Les réflexions ont tourné notamment autour de deux questions :
- quelle signification et quelle portée le traitement fait aujourd’hui à ces enfants scolarisés de parents sans-papiers, a-t-il pour la société française ?
- doit-on renoncer à toute idée de "règle" dans ce domaine ?



J’ai eu la chance de pouvoir prendre part au débat (et de remercier le collectif pour cette soirée et les pistes de réflexion qu’elle a pu contribuer à ouvrir). Pour moi, la réflexion sur ce sujet doit impérativement faire une place centrale à la notion de "règle", qu'on ne peut pas évacuer sous peine de fausser le débat.
Cela posé, le traitement fait aujourd’hui aux enfants de sans-papiers sur le territoire français
a, me semble-t-il, une portée profonde et une grave signification pour la société française et le pouvoir qui la gouverne.
Pour résumer, il révèle, de la part de l’exécutif, un choix politique global : celui de sacrifier la rencontre entre futurs (ou jeunes) citoyens et éthique républicaine - pilier d'un modèle durable de “vivre-ensemble”. Il révèle aussi, de la part de responsables politiques locaux complaisants, le choix d’encourager cette politique.

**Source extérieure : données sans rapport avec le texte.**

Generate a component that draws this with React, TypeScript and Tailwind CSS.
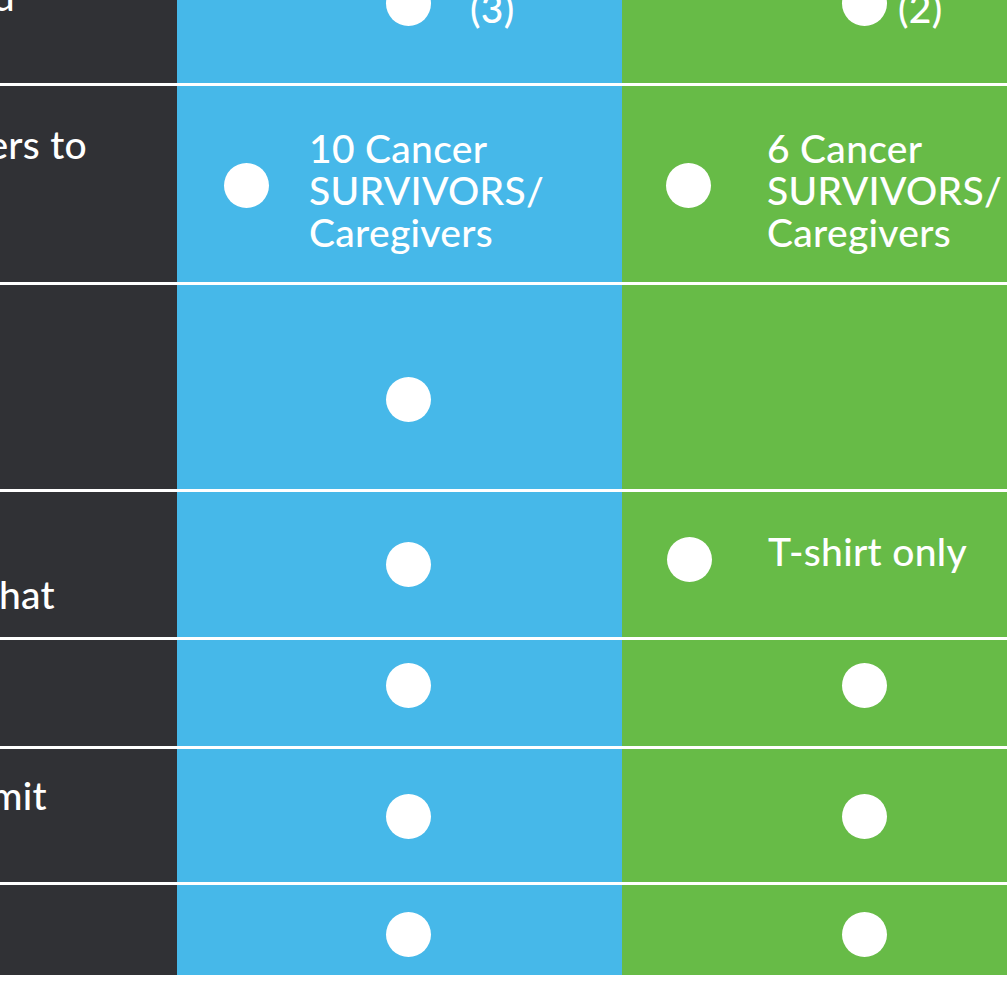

De cela, l’actualité témoigne. Par exemple avec la suppression annoncée et brutalement amenée, à l'initiative de l'exécutif, d'une importante institution de la République : la Défenseure des enfants, chargée de veiller au respect sur le territoire français de la Convention internationale des les droits de l’enfant (signée par la France en 1989). Une suppression qui intervient au moment même où l’on s’apprête à célébrer les vingt ans de cette convention... et où la Russie elle-même se dote d’un Défenseur des enfants. C'est fouler aux pieds une institution qui, j'en ai été le témoin direct, contribue à les initier les jeunes à la règle et aux pratiques républicaines (voir mon post du 19 juin dernier).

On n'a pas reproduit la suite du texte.